This story is about an experienced tec diver.
It was an amazing week of technical diving in Malta.
But one of them was missing.
What happened?
To understand I have to get into a little bit of how rebreathers are working. If you already know, just skip this part.
CCR is designed to recirculate the exhaled breath of the diver,
pass it through a special lime that removes the carbon dioxide. Then it reaches the sensors which measure the oxygen content and tells the unit to replace the amount of oxygen used up. With this method, you can dive for long hours with only two small cylinders.
In one of them, there is pure oxygen, the other one called the diluent which is air or trimix according to the depth.
In Open Circuit diving you choose your bottom gas to have a maximum of 1.4 partial pressure of oxygen on the bottom phase of the dive. With 16% of oxygen in the twin set, which is still breathable on the surface, you can dive up to 77 m. CCR divers are using usually 1.3 partial pressure. Long story short for the same depth they would use much less than 16% as diluent. The machine keeps up the oxygen content of the breathed gas anyway.
So what happened here:
After already finishing the pre-dive checks, the divers had to wait for quite a long time. In the meantime, the rebreather was running, using up the oxygen to keep the partial pressure steady on the surface.
The diver to make sure that his unit does not empty the oxygen tank – simply closed it.
This is a quite normal procedure, but in this case, it was not really necessary. Usually, divers doing it if they have a hybrid unit that gives a continuous O2 flow. The common units just stop adding oxygen after reaching a preset ppO2, so you can leave the CCR machine with the tanks open and they won’t empty themselves. What was definitely not normal that when they get the green light to go he forgot to open it. When he started to breathe from the unit, the oxygen level dropped rapidly. After probably a few breaths he just fell unconscious.

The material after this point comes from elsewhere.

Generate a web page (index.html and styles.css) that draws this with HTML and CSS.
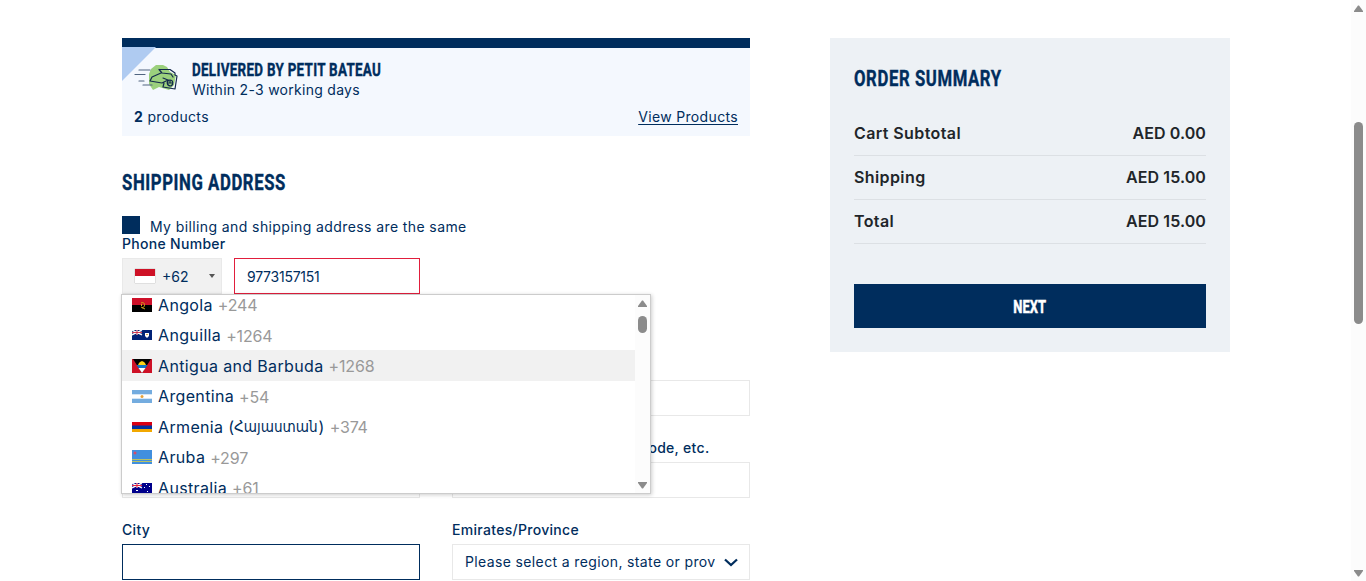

Now you would say: oh it should not have happened. You are right. However, with the heat sitting there in the drysuit, the rocking of the boat got him distracted. Also after the tough dive of the previous day, they were a bit too relaxed going on a “routine” dive.
The rescue
Luckily their training kicked in,
the rest of the team didn’t just rush down to the wreck, (as many times I have seen) they stopped to check on each other. Therefore they found the injured diver very quickly, and the prompt action with immediate CPR have helped the diver restart breathing.
In this case, the story has a happy ending. But it was a very close call. What would you have done differently? Be honest: have you ever had a close call yourself?

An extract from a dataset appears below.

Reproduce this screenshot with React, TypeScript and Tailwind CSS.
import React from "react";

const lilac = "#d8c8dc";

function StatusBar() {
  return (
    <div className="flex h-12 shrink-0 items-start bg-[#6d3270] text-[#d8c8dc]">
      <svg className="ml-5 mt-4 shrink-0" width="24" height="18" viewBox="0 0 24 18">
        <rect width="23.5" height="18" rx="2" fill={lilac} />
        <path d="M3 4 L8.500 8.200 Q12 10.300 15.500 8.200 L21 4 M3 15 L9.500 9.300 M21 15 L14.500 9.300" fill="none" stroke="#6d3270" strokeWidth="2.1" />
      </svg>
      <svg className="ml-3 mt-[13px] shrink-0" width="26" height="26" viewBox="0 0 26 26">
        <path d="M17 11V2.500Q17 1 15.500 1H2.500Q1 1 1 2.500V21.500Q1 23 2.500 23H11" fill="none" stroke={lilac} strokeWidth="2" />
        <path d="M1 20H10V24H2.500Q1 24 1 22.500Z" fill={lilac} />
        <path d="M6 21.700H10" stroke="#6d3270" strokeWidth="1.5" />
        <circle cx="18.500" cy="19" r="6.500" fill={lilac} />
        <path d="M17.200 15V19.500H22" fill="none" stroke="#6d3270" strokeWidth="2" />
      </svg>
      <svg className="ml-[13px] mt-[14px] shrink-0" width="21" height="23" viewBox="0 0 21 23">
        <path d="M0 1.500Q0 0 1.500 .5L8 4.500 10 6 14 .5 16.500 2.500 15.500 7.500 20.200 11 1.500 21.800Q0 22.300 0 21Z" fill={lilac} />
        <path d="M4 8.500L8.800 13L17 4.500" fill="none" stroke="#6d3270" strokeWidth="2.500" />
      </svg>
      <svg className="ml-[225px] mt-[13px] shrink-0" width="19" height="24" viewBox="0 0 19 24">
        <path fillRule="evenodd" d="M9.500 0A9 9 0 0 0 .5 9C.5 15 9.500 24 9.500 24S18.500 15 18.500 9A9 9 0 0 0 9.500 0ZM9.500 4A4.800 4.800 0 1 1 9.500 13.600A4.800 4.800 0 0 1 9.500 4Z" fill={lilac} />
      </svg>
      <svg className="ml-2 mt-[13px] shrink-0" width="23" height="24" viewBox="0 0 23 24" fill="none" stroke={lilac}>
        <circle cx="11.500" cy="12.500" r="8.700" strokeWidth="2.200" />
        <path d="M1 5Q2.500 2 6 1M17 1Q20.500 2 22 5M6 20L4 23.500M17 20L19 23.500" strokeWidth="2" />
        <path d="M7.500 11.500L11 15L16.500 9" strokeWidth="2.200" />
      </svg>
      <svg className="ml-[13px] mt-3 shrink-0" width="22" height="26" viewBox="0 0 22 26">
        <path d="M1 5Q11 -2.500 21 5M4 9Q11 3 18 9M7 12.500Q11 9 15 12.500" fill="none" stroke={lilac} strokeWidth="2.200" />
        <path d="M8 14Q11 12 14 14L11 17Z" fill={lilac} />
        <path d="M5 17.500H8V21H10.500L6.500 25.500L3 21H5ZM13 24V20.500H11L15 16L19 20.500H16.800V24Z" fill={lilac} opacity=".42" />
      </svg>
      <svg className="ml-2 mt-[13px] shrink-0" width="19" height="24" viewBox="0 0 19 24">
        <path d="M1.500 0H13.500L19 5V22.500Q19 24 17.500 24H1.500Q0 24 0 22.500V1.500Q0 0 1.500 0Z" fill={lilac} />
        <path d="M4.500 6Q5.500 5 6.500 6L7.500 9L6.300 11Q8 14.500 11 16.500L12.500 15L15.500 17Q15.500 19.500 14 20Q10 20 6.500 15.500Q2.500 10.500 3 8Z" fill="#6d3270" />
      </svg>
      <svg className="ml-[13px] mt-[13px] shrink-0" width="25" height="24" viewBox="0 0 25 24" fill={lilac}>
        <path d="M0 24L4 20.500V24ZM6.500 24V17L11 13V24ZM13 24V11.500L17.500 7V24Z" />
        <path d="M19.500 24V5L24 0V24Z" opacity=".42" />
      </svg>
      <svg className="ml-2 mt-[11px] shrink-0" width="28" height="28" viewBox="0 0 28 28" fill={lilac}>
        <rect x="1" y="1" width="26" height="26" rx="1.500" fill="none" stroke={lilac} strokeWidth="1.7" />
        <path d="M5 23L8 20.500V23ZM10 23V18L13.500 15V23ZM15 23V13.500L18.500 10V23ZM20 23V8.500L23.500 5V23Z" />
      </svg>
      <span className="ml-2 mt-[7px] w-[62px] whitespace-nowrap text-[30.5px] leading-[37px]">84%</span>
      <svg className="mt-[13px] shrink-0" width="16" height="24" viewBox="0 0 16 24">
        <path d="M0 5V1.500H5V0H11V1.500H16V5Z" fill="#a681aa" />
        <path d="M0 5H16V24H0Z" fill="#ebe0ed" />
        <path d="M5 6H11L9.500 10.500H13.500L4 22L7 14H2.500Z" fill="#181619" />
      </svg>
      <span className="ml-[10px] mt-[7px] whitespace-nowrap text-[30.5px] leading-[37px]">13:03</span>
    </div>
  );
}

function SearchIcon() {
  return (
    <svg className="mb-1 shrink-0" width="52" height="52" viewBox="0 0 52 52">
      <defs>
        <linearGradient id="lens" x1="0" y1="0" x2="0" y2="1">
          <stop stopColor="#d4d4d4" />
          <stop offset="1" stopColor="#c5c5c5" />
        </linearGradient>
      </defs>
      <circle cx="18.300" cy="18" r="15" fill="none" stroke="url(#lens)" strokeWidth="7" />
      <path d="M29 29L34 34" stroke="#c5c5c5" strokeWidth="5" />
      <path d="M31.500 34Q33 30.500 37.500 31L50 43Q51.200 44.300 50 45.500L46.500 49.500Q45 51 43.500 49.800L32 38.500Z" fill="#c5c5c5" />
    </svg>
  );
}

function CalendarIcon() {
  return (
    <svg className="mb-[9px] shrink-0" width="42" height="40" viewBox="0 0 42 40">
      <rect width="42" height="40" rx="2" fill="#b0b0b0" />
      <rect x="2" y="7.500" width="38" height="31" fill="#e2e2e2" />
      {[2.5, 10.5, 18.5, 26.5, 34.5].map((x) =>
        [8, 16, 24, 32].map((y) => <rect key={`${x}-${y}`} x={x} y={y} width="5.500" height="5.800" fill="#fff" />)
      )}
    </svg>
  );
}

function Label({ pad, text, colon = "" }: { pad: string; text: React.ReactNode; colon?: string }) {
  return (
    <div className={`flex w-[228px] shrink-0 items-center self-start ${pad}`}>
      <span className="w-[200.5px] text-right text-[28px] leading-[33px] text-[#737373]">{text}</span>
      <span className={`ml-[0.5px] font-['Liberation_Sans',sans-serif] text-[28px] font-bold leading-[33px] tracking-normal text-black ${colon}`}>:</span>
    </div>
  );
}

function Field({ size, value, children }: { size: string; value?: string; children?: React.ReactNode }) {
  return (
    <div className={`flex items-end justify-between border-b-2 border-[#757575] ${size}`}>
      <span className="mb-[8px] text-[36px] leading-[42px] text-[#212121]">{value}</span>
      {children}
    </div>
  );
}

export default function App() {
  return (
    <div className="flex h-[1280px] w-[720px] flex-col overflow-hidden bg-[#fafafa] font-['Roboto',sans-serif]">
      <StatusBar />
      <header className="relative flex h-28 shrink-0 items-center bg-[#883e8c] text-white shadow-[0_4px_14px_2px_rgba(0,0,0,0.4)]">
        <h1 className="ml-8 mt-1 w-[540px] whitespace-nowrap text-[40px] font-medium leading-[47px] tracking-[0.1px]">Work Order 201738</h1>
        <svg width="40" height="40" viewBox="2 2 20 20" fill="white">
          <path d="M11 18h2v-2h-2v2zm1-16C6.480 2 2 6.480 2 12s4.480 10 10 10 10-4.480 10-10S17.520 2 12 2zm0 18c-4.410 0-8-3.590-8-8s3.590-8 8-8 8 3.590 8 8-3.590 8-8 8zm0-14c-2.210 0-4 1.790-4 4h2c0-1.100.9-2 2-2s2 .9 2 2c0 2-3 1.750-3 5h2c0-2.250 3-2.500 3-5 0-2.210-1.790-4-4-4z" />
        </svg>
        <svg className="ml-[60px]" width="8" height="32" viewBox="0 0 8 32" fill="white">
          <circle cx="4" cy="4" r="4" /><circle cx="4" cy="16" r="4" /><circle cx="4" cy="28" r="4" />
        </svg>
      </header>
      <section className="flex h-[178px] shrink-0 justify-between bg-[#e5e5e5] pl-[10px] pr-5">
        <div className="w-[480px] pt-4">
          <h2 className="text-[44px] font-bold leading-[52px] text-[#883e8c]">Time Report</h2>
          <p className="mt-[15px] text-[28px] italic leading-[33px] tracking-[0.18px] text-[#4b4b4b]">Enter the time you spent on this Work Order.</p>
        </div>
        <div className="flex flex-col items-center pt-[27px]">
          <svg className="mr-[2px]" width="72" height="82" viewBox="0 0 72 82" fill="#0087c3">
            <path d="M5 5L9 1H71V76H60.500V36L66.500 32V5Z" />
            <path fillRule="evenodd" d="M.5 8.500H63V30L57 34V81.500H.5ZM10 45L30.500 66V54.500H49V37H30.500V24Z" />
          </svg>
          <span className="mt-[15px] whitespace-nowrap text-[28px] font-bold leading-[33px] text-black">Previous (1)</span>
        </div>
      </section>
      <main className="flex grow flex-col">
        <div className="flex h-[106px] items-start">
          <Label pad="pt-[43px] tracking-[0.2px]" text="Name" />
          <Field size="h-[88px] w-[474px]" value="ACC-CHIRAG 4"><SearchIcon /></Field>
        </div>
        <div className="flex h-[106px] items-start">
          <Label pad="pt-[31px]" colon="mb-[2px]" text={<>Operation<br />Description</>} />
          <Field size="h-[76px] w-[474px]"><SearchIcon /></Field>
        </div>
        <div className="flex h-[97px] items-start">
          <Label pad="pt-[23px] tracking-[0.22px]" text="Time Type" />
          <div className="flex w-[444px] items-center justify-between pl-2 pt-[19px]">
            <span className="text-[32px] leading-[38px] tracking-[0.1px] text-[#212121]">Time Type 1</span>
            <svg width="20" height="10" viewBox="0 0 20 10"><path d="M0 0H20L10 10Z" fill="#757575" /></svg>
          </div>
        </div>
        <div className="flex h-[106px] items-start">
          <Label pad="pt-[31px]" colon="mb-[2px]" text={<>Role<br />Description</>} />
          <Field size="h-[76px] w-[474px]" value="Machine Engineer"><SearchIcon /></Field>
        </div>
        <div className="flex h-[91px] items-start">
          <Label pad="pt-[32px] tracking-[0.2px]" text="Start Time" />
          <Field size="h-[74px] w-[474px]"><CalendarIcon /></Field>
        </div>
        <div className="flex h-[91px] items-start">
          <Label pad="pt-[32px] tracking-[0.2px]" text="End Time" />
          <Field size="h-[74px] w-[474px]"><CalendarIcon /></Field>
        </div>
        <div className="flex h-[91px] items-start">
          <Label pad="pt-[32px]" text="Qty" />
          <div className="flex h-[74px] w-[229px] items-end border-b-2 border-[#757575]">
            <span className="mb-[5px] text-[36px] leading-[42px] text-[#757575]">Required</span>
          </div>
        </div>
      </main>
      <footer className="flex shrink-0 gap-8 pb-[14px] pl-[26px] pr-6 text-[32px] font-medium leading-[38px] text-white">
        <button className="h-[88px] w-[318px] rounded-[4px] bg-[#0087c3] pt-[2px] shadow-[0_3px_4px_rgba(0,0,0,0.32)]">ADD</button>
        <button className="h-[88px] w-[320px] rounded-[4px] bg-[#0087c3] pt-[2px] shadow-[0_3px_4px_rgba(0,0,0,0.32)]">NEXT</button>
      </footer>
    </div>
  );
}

There is no 100% sure that you can avoid accidents, either on CCR or on open circuit.
What you can do is get proper training, because there is only downwards in knowledge after.
Keep practising your skills, and play scenarios in your head, so if anything happens, you are as ready as you can be.
What is your method to keep your knowledge and skills fresh? When was the last time you went for a course or training session? Looking forward to hearing your stories in the comments.
Would not call it a close call, but once got into trouble after forgetting to open my diluent tank.
Thus with ADV inop, at a depth of about 4 or 5 M, I was finding myself in a OoG Situation. Relatively new to CCR diving (something about 35 h) and pretty shocked about what was going on, moving left hand to the tank valve for checking and opening (what is often tought to CCR Rookies) did not come to my mind. What in fact never should come in any CCR Diver’s mind, because in this situation and diving with a hypoxic diluent, refilling the Loop with these means dealing no gas against lethal wrong gas.
So switching my BOV to OC and breathing out of the connected travel gas bailout cylinder was the most simple and most sufficient solution of my problem. On CC I had lost my breathing gas within seconds, OC I regained it within seconds. As much as I did wrong pre-dive with my rebreather, I did right with my OC
bailout planing. That lets me think not having experienced a close call that day. But surely something like a close call to a close call so to speak when thinking about what could have happend if – whyever – bailout gas would not have flowen?
Bailout is life saving. Taking it’s supply strategy, total amount calculation and Plan/TTS decompression runtime seriously is what I advice to anyone who als for my oppinion.
I agree that modern CCR units became much more well-working and safer as CCRs were 15 or 20 years ago. But being complex lies in their Nature what makes Them a
…makes them prone to human errors.
That forces to conclusion that in CCR diving there is always a certain element of risk with us. Our efforts should rather be aimed to better awareness and softskills like learning to feel humbled (latest at explorer level) than stupid skill drill fetishism. Wrong skill can also kill as seen above.
Regards,
Stephan
Thank you for your comment. Yes I agree, complacency and human error is the biggest problem.